The meeting lasted two hours and included some time in which Kerry and Netanyahu spoke alone.
Strategic Affairs Minister Yuval Steinitz, Defense Minister Moshe Ya’alon, special envoy Yitzhak Molho, and Military Secretary Eyal Zamir were also present at the meeting.
Next, Kerry traveled to Ramallah to meet with Palestinian officials, but the exact details of those meetings have yet to be released. Route 60 was briefly closed in the early afternoon and again later in the day to allow him to travel.Netanyahu then met with former French president Nicholas Sarkozy and then separately with British Foreign Minister William Hague.
“We urge all parties to move the process forward and to really give the bold and decisive leadership that will allow success to happen and avoid steps that undermine it,” Hague said before his meeting with Netanyahu.

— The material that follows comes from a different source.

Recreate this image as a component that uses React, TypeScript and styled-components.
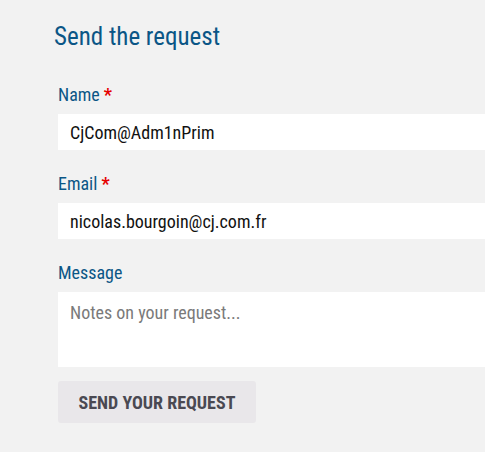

Kerry is expected to roll out a framework for returning to the negotiations in early June, and since taking office has been trying to get the various sides to take steps that would create a better environment more conducive to talks.
These steps include what is widely believed to be a de facto, but unstated, temporary freeze on construction beyond the Green Line, including in east Jerusalem; a Palestinian commitment to temporarily avoid seeking upgrades in international forum or taking Israel to the International Criminal Court; and the Arab league delegation's recent declaration that it would accept an Israeli-Palestinian peace accord that included a "mild" land swap.
Kerry is scheduled to meet with President Shimon Peres this evening.